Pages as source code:
____
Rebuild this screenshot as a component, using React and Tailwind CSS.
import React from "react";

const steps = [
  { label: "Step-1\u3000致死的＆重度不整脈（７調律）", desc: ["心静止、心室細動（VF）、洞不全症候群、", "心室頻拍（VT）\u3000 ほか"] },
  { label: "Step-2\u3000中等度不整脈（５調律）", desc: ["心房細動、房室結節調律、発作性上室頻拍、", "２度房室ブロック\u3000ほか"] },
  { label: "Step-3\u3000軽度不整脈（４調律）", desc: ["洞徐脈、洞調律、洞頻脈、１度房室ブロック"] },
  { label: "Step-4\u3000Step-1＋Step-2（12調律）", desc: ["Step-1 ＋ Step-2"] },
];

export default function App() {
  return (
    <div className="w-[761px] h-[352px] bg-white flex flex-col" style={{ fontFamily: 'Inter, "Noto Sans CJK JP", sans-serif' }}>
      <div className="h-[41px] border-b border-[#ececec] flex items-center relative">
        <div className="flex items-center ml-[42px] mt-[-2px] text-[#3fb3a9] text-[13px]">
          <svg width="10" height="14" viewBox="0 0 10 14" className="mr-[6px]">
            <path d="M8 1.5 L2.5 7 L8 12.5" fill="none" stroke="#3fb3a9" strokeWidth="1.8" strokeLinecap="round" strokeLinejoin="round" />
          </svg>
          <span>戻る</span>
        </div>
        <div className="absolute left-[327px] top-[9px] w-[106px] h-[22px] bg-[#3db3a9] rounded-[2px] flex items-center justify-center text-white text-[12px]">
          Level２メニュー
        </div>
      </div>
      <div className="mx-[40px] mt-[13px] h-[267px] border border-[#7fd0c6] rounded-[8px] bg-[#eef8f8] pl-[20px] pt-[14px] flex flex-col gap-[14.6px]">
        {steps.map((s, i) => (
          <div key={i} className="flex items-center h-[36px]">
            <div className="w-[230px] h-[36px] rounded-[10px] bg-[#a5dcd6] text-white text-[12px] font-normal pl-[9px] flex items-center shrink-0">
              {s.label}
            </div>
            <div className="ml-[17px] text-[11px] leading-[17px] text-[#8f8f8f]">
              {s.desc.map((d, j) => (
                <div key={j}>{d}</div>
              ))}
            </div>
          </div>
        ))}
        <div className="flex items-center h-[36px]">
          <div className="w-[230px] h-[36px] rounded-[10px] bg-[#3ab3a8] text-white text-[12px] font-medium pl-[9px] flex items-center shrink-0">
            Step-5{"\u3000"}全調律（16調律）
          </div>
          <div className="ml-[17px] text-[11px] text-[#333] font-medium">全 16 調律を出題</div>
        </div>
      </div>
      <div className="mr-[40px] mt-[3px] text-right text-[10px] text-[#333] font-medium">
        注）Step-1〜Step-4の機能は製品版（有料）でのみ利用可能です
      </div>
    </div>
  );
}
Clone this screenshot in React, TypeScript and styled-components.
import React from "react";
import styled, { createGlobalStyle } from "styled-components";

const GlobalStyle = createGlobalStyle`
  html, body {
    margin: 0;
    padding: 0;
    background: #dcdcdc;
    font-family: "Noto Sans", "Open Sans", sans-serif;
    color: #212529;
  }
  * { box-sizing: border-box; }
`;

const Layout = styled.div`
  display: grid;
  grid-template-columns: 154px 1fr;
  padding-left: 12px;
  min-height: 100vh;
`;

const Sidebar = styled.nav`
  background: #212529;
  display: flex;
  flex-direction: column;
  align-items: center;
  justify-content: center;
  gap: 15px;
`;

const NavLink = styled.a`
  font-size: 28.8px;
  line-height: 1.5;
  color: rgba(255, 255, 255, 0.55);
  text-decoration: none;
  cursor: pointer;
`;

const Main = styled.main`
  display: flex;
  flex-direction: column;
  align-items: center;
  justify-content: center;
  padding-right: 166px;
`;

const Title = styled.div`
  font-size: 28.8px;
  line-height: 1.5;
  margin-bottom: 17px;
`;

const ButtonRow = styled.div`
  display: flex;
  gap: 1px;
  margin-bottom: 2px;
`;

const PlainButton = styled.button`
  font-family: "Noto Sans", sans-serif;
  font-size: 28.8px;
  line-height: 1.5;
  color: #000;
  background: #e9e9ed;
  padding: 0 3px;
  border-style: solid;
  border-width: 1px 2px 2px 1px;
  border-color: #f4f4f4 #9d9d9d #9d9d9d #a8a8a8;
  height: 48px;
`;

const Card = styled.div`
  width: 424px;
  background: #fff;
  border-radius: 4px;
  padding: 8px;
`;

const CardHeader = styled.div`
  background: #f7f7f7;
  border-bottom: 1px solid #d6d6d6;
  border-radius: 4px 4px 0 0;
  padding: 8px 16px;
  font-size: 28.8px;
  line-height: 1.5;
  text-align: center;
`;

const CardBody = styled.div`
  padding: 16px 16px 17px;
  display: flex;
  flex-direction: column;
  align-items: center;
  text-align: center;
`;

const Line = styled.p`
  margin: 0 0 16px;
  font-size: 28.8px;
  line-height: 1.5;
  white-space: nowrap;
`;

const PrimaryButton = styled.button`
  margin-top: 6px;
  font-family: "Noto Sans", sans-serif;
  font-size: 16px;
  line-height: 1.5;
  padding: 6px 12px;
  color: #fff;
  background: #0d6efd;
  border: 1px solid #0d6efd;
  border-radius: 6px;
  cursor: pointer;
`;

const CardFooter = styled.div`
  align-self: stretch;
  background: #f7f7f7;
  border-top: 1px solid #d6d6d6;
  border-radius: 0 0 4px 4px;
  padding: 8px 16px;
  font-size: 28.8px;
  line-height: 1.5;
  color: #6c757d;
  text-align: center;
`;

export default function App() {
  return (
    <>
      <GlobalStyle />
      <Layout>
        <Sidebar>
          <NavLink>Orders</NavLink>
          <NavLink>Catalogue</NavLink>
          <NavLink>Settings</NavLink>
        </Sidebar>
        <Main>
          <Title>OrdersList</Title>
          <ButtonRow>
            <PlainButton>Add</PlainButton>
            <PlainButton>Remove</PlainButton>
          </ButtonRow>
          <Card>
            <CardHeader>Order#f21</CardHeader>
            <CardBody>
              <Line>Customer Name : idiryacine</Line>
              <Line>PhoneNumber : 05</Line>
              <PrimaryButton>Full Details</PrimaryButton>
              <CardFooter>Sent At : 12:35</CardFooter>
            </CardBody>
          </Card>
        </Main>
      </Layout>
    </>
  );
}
____
*What is needed*
Extract all of the data above without altering anything.

*Result below*
Rebuild this screenshot as a component, using React and Tailwind CSS.
import React from "react";

const steps = [
  { label: "Step-1\u3000致死的＆重度不整脈（７調律）", desc: ["心静止、心室細動（VF）、洞不全症候群、", "心室頻拍（VT）\u3000 ほか"] },
  { label: "Step-2\u3000中等度不整脈（５調律）", desc: ["心房細動、房室結節調律、発作性上室頻拍、", "２度房室ブロック\u3000ほか"] },
  { label: "Step-3\u3000軽度不整脈（４調律）", desc: ["洞徐脈、洞調律、洞頻脈、１度房室ブロック"] },
  { label: "Step-4\u3000Step-1＋Step-2（12調律）", desc: ["Step-1 ＋ Step-2"] },
];

export default function App() {
  return (
    <div className="w-[761px] h-[352px] bg-white flex flex-col" style={{ fontFamily: 'Inter, "Noto Sans CJK JP", sans-serif' }}>
      <div className="h-[41px] border-b border-[#ececec] flex items-center relative">
        <div className="flex items-center ml-[42px] mt-[-2px] text-[#3fb3a9] text-[13px]">
          <svg width="10" height="14" viewBox="0 0 10 14" className="mr-[6px]">
            <path d="M8 1.5 L2.5 7 L8 12.5" fill="none" stroke="#3fb3a9" strokeWidth="1.8" strokeLinecap="round" strokeLinejoin="round" />
          </svg>
          <span>戻る</span>
        </div>
        <div className="absolute left-[327px] top-[9px] w-[106px] h-[22px] bg-[#3db3a9] rounded-[2px] flex items-center justify-center text-white text-[12px]">
          Level２メニュー
        </div>
      </div>
      <div className="mx-[40px] mt-[13px] h-[267px] border border-[#7fd0c6] rounded-[8px] bg-[#eef8f8] pl-[20px] pt-[14px] flex flex-col gap-[14.6px]">
        {steps.map((s, i) => (
          <div key={i} className="flex items-center h-[36px]">
            <div className="w-[230px] h-[36px] rounded-[10px] bg-[#a5dcd6] text-white text-[12px] font-normal pl-[9px] flex items-center shrink-0">
              {s.label}
            </div>
            <div className="ml-[17px] text-[11px] leading-[17px] text-[#8f8f8f]">
              {s.desc.map((d, j) => (
                <div key={j}>{d}</div>
              ))}
            </div>
          </div>
        ))}
        <div className="flex items-center h-[36px]">
          <div className="w-[230px] h-[36px] rounded-[10px] bg-[#3ab3a8] text-white text-[12px] font-medium pl-[9px] flex items-center shrink-0">
            Step-5{"\u3000"}全調律（16調律）
          </div>
          <div className="ml-[17px] text-[11px] text-[#333] font-medium">全 16 調律を出題</div>
        </div>
      </div>
      <div className="mr-[40px] mt-[3px] text-right text-[10px] text-[#333] font-medium">
        注）Step-1〜Step-4の機能は製品版（有料）でのみ利用可能です
      </div>
    </div>
  );
}
Clone this screenshot in React, TypeScript and styled-components.
import React from "react";
import styled, { createGlobalStyle } from "styled-components";

const GlobalStyle = createGlobalStyle`
  html, body {
    margin: 0;
    padding: 0;
    background: #dcdcdc;
    font-family: "Noto Sans", "Open Sans", sans-serif;
    color: #212529;
  }
  * { box-sizing: border-box; }
`;

const Layout = styled.div`
  display: grid;
  grid-template-columns: 154px 1fr;
  padding-left: 12px;
  min-height: 100vh;
`;

const Sidebar = styled.nav`
  background: #212529;
  display: flex;
  flex-direction: column;
  align-items: center;
  justify-content: center;
  gap: 15px;
`;

const NavLink = styled.a`
  font-size: 28.8px;
  line-height: 1.5;
  color: rgba(255, 255, 255, 0.55);
  text-decoration: none;
  cursor: pointer;
`;

const Main = styled.main`
  display: flex;
  flex-direction: column;
  align-items: center;
  justify-content: center;
  padding-right: 166px;
`;

const Title = styled.div`
  font-size: 28.8px;
  line-height: 1.5;
  margin-bottom: 17px;
`;

const ButtonRow = styled.div`
  display: flex;
  gap: 1px;
  margin-bottom: 2px;
`;

const PlainButton = styled.button`
  font-family: "Noto Sans", sans-serif;
  font-size: 28.8px;
  line-height: 1.5;
  color: #000;
  background: #e9e9ed;
  padding: 0 3px;
  border-style: solid;
  border-width: 1px 2px 2px 1px;
  border-color: #f4f4f4 #9d9d9d #9d9d9d #a8a8a8;
  height: 48px;
`;

const Card = styled.div`
  width: 424px;
  background: #fff;
  border-radius: 4px;
  padding: 8px;
`;

const CardHeader = styled.div`
  background: #f7f7f7;
  border-bottom: 1px solid #d6d6d6;
  border-radius: 4px 4px 0 0;
  padding: 8px 16px;
  font-size: 28.8px;
  line-height: 1.5;
  text-align: center;
`;

const CardBody = styled.div`
  padding: 16px 16px 17px;
  display: flex;
  flex-direction: column;
  align-items: center;
  text-align: center;
`;

const Line = styled.p`
  margin: 0 0 16px;
  font-size: 28.8px;
  line-height: 1.5;
  white-space: nowrap;
`;

const PrimaryButton = styled.button`
  margin-top: 6px;
  font-family: "Noto Sans", sans-serif;
  font-size: 16px;
  line-height: 1.5;
  padding: 6px 12px;
  color: #fff;
  background: #0d6efd;
  border: 1px solid #0d6efd;
  border-radius: 6px;
  cursor: pointer;
`;

const CardFooter = styled.div`
  align-self: stretch;
  background: #f7f7f7;
  border-top: 1px solid #d6d6d6;
  border-radius: 0 0 4px 4px;
  padding: 8px 16px;
  font-size: 28.8px;
  line-height: 1.5;
  color: #6c757d;
  text-align: center;
`;

export default function App() {
  return (
    <>
      <GlobalStyle />
      <Layout>
        <Sidebar>
          <NavLink>Orders</NavLink>
          <NavLink>Catalogue</NavLink>
          <NavLink>Settings</NavLink>
        </Sidebar>
        <Main>
          <Title>OrdersList</Title>
          <ButtonRow>
            <PlainButton>Add</PlainButton>
            <PlainButton>Remove</PlainButton>
          </ButtonRow>
          <Card>
            <CardHeader>Order#f21</CardHeader>
            <CardBody>
              <Line>Customer Name : idiryacine</Line>
              <Line>PhoneNumber : 05</Line>
              <PrimaryButton>Full Details</PrimaryButton>
              <CardFooter>Sent At : 12:35</CardFooter>
            </CardBody>
          </Card>
        </Main>
      </Layout>
    </>
  );
}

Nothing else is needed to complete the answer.